The Georgia Senate Races

How will the ACA case play in the upcoming Georgia runoff elections? If the races are close, it could be decisive. Will the races be close? Although pundits have noted that Republicans have historically done better than Democrats in runoff elections in Georgia, it is not clear how relevant that history remains, given changing voting patterns. Prior to President-elect Biden’s very narrow apparent victory over President Trump in Georgia, the state had voted for the Republican in each of the last six presidential elections. The shift could herald a broader trend.

Meanwhile, the results of the first round of Senate elections in Georgia may be hard to read. Incumbent Republican David Perdue received a plurality of votes, but his margin over Democratic challenger Jon Ossoff was less than two percentage points. In the special election, Democratic challenger Raphael Warnock won a plurality, but Republican voters were split between incumbent Kelly Loeffler and Doug Collins, who will not take part in the runoff.

There is little doubt that Democrats will use the threat posed by the latest challenge to the ACA to motivate their voters in Georgia. They will argue that control of the Senate is crucial to enacting President-elect Biden’s proposed expansion of the ACA and necessary as a hedge against Supreme Court invalidation of the law.
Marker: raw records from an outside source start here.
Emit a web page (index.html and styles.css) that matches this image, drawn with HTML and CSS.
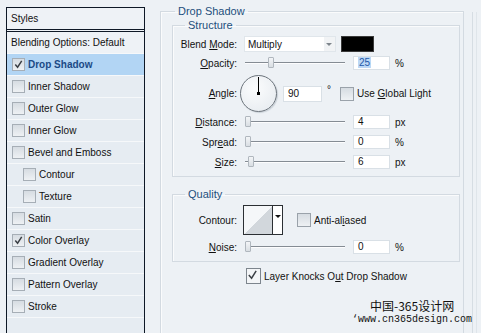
FILE: index.html
```html
<!DOCTYPE html>
<html lang="en">

<head>
    <meta charset="UTF-8">
    <meta name="viewport" content="width=device-width, initial-scale=1.0">
    <title>Layer Style</title>
    <link rel="stylesheet" href="styles.css">
</head>

<body>
    <div class="dialog">
        <div class="styles-list">
            <div class="list-head">Styles</div>
            <div class="list-row blend">Blending Options: Default</div>
            <div class="list-row active"><span class="cb on"><svg viewBox="0 0 12 12"><polyline points="2.5,6 5,9 9.5,2" /></svg></span>Drop Shadow</div>
            <div class="list-row"><span class="cb"></span>Inner Shadow</div>
            <div class="list-row"><span class="cb"></span>Outer Glow</div>
            <div class="list-row"><span class="cb"></span>Inner Glow</div>
            <div class="list-row"><span class="cb"></span>Bevel and Emboss</div>
            <div class="list-row sub"><span class="cb"></span>Contour</div>
            <div class="list-row sub"><span class="cb"></span>Texture</div>
            <div class="list-row"><span class="cb"></span>Satin</div>
            <div class="list-row"><span class="cb on"><svg viewBox="0 0 12 12"><polyline points="2.5,6 5,9 9.5,2" /></svg></span>Color Overlay</div>
            <div class="list-row"><span class="cb"></span>Gradient Overlay</div>
            <div class="list-row"><span class="cb"></span>Pattern Overlay</div>
            <div class="list-row"><span class="cb"></span>Stroke</div>
        </div>

        <div class="panel">
            <fieldset class="group effect">
                <legend>Drop Shadow</legend>

                <fieldset class="group structure">
                    <legend>Structure</legend>

                    <div class="row">
                        <span class="lbl">Blend <u>M</u>ode:</span>
                        <div class="select"><span>Multiply</span><span class="arrow"></span></div>
                        <div class="swatch"></div>
                    </div>

                    <div class="row opacity">
                        <span class="lbl"><u>O</u>pacity:</span>
                        <div class="slider"><span class="thumb" style="left: 23px"></span></div>
                        <div class="num"><span class="sel">25</span></div>
                        <span class="unit">%</span>
                    </div>

                    <div class="row angle">
                        <span class="lbl"><u>A</u>ngle:</span>
                        <div class="dial"></div>
                        <div class="num wide">90</div>
                        <span class="deg">°</span>
                        <span class="cb light"></span>
                        <span class="cb-text">Use <u>G</u>lobal Light</span>
                    </div>

                    <div class="row distance">
                        <span class="lbl"><u>D</u>istance:</span>
                        <div class="slider"><span class="thumb" style="left: 0px"></span></div>
                        <div class="num">4</div>
                        <span class="unit">px</span>
                    </div>

                    <div class="row spaced">
                        <span class="lbl">Spr<u>e</u>ad:</span>
                        <div class="slider"><span class="thumb" style="left: 0px"></span></div>
                        <div class="num">0</div>
                        <span class="unit">%</span>
                    </div>

                    <div class="row spaced">
                        <span class="lbl"><u>S</u>ize:</span>
                        <div class="slider"><span class="thumb" style="left: 3px"></span></div>
                        <div class="num">6</div>
                        <span class="unit">px</span>
                    </div>
                </fieldset>

                <fieldset class="group quality">
                    <legend>Quality</legend>

                    <div class="row contour">
                        <span class="lbl">Contour:</span>
                        <div class="picker"><span class="curve"></span><span class="drop"></span></div>
                        <span class="cb light"></span>
                        <span class="cb-text">Anti-al<u>i</u>ased</span>
                    </div>

                    <div class="row noise">
                        <span class="lbl"><u>N</u>oise:</span>
                        <div class="slider"><span class="thumb" style="left: 0px"></span></div>
                        <div class="num">0</div>
                        <span class="unit">%</span>
                    </div>
                </fieldset>

                <div class="knock">
                    <span class="cb on big"><svg viewBox="0 0 12 12"><polyline points="2,6 5,9.5 10,1.5" /></svg></span>
                    <span class="cb-text">Layer Knocks O<u>u</u>t Drop Shadow</span>
                </div>
            </fieldset>
        </div>

        <div class="edge"></div>
    </div>

    <div class="watermark">
        <div class="wm-cn">中国-365设计网</div>
        <div class="wm-url">‘www.cn365design.com</div>
    </div>
</body>

</html>
```

FILE: styles.css
```css
body {
    margin: 0;
    background-color: #edf1f5;
    font-family: "Liberation Sans", Arial, sans-serif;
    font-size: 10px;
    color: #111;
}

u {
    text-decoration-thickness: 1px;
    text-underline-offset: 1px;
}

.dialog {
    display: flex;
    height: 333px;
    overflow: hidden;
}

/* left style list */
.styles-list {
    margin: 7px 0 0 6px;
    width: 137px;
    border: 1px solid #0e1826;
    border-bottom: none;
    background-color: #e6ecf2;
}

.list-head {
    height: 21px;
    line-height: 21px;
    padding-left: 4px;
    background-color: #eef2f6;
    border-bottom: 3px double #0e1826;
}

.list-row {
    display: flex;
    align-items: center;
    gap: 3px;
    height: 21px;
    padding-left: 5px;
    border-bottom: 1px solid #f6f8fa;
}

.list-row.blend {
    padding-left: 4px;
    background-color: #eef2f6;
}

.list-row.sub {
    padding-left: 16px;
}

.list-row.active {
    background-color: #b2d5f4;
    color: #1b4a86;
    font-weight: bold;
}

/* checkboxes */
.cb {
    display: inline-block;
    flex: none;
    width: 11px;
    height: 11px;
    border: 1px solid #a6aeb6;
    background: linear-gradient(#d6dce2, #eef1f4);
}

.cb svg {
    display: block;
    width: 11px;
    height: 11px;
}

.cb polyline {
    fill: none;
    stroke: #3a3f45;
    stroke-width: 1.6;
}

.cb.light {
    width: 12px;
    height: 12px;
    border-color: #9aa2aa;
}

.cb.big {
    width: 13px;
    height: 14px;
    border-color: #7d858d;
    background: #f3f5f7;
}

.cb.big svg {
    width: 11px;
    height: 12px;
}

.cb-text {
    margin-left: 3px;
}

/* right panel */
.panel {
    margin: 5px 0 0 15px;
}

.group {
    margin: 0;
    border: 1px solid #d3dae1;
    box-shadow: inset 1px 1px 0 #fafbfc;
}

.group legend {
    padding: 0 3px;
    line-height: 13px;
    font-size: 11px;
    color: #1d4f7c;
}

.effect {
    width: 288px;
    height: 400px;
    padding: 0 3px 0 11px;
}

.effect > legend {
    margin-left: 3px;
}

.structure {
    margin-top: 1px;
    padding: 4px 0 7px 0;
}

.structure legend,
.quality legend {
    margin-left: 12px;
}

.quality {
    margin-top: 11px;
    padding: 4px 0 7px 0;
}

.row {
    display: flex;
    align-items: center;
    height: 16px;
}

.lbl {
    width: 64px;
    text-align: right;
    flex: none;
}

.row.opacity {
    height: 14px;
    margin-top: 4px;
}

.row.angle {
    height: 37px;
    margin-top: 5px;
}

.row.distance {
    height: 14px;
    margin-top: 3px;
}

.row.spaced {
    height: 14px;
    margin-top: 6px;
}

.select {
    display: flex;
    align-items: center;
    justify-content: space-between;
    box-sizing: border-box;
    margin-left: 7px;
    width: 92px;
    height: 16px;
    padding-left: 3px;
    background-color: #fff;
    border: 1px solid #e0e6eb;
}

.arrow {
    position: relative;
    width: 11px;
    height: 14px;
    background-color: #f1f3f5;
}

.arrow::after {
    content: "";
    position: absolute;
    left: 2px;
    top: 6px;
    border-left: 3.5px solid transparent;
    border-right: 3.5px solid transparent;
    border-top: 3px solid #7e858c;
}

.swatch {
    margin-left: 5px;
    width: 33px;
    height: 16px;
    box-sizing: border-box;
    background-color: #000;
    border: 1px solid #3a3a3a;
}

.slider {
    position: relative;
    margin-left: 8px;
    width: 100px;
    height: 14px;
    flex: none;
}

.slider::before {
    content: "";
    position: absolute;
    left: 0;
    right: 0;
    top: 6px;
    height: 1px;
    background-color: #858c94;
    box-shadow: 0 1px 0 #fdfdfe;
}

.thumb {
    position: absolute;
    top: 1px;
    width: 6px;
    height: 11px;
    box-sizing: border-box;
    border: 1px solid #b0b7be;
    border-radius: 1px;
    background: linear-gradient(#f3f5f7, #d9dee3);
}

.num {
    box-sizing: border-box;
    margin-left: 8px;
    width: 37px;
    height: 14px;
    padding-left: 4px;
    line-height: 12px;
    background-color: #fff;
    border: 1px solid #d9e0e6;
    flex: none;
}

.num.wide {
    margin-left: 6px;
    width: 39px;
    height: 16px;
    line-height: 14px;
}

.sel {
    background-color: #bcd8f5;
    color: #2458a8;
    padding: 0 1px;
}

.unit {
    margin-left: 5px;
}

.dial {
    position: relative;
    margin-left: 3px;
    width: 37px;
    height: 37px;
    box-sizing: border-box;
    border: 1px solid #6c747c;
    border-radius: 50%;
    background: radial-gradient(circle at 40% 35%, #fbfcfd, #e4e9ee);
    box-shadow: 1px 1px 1px #c8cfd6;
    flex: none;
}

.dial::before {
    content: "";
    position: absolute;
    left: 17px;
    top: 1px;
    width: 1px;
    height: 17px;
    background-color: #000;
}

.dial::after {
    content: "";
    position: absolute;
    left: 16px;
    top: 16px;
    width: 3px;
    height: 3px;
    background-color: #000;
}

.deg {
    margin: 0 9px 0 5px;
    align-self: flex-start;
    margin-top: 9px;
}

.row.contour {
    height: 30px;
}

.picker {
    display: flex;
    margin: 0 14px 0 6px;
    width: 40px;
    height: 30px;
    box-sizing: border-box;
    border: 1px solid #2b2f33;
    flex: none;
}

.curve {
    width: 28px;
    background: linear-gradient(to top left, #d2d7dc 50%, #f5f7f9 50%);
}

.drop {
    position: relative;
    flex: 1;
    background-color: #fff;
    border-left: 1px solid #2b2f33;
}

.drop::after {
    content: "";
    position: absolute;
    left: 2px;
    top: 9px;
    border-left: 3px solid transparent;
    border-right: 3px solid transparent;
    border-top: 3px solid #111;
}

.row.noise {
    height: 14px;
    margin-top: 5px;
}

.knock {
    display: flex;
    align-items: center;
    margin-top: 6px;
    padding-left: 74px;
}

.edge {
    margin: 12px 0 0 8px;
    width: 3px;
    border-left: 1px solid #d6dde3;
    border-right: 1px solid #dfe5ea;
}

/* site watermark laid over the dialog */
.watermark {
    position: absolute;
    left: 352px;
    top: 298px;
    color: #111;
}

.wm-cn {
    margin-left: 18px;
    font-family: "Noto Sans CJK SC", sans-serif;
    font-size: 12px;
    line-height: 16px;
}

.wm-url {
    font-family: "Liberation Mono", monospace;
    font-size: 10px;
    line-height: 12px;
}
```
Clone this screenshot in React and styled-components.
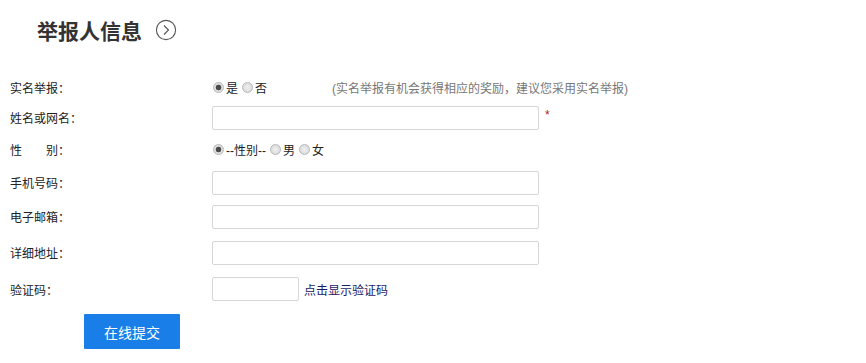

If the Court invalidates the law, a Democratic Senate could pass a bill reinstating the tax penalty and thus rendering the law constitutional again.

To be sure, even if Congress and the new administration were to respond in that way, there is some risk that the Court could overrule the 2012 decision and say that the mandate cannot even be imposed under the taxing power. After all, the 2012 ruling upholding the law was 5-4, and one of the five was the late Justice Ruth Bader Ginsburg.

Whatever the case’s ultimate outcome, at the very least, today’s oral argument keeps the spotlight on the ACA. Absent a dramatic and highly unusual development—like a Supreme Court decision rejecting the challenge in the next few weeks—that should help the Democratic candidates in Georgia’s runoff elections. Whether it helps enough for them to win remains to be seen.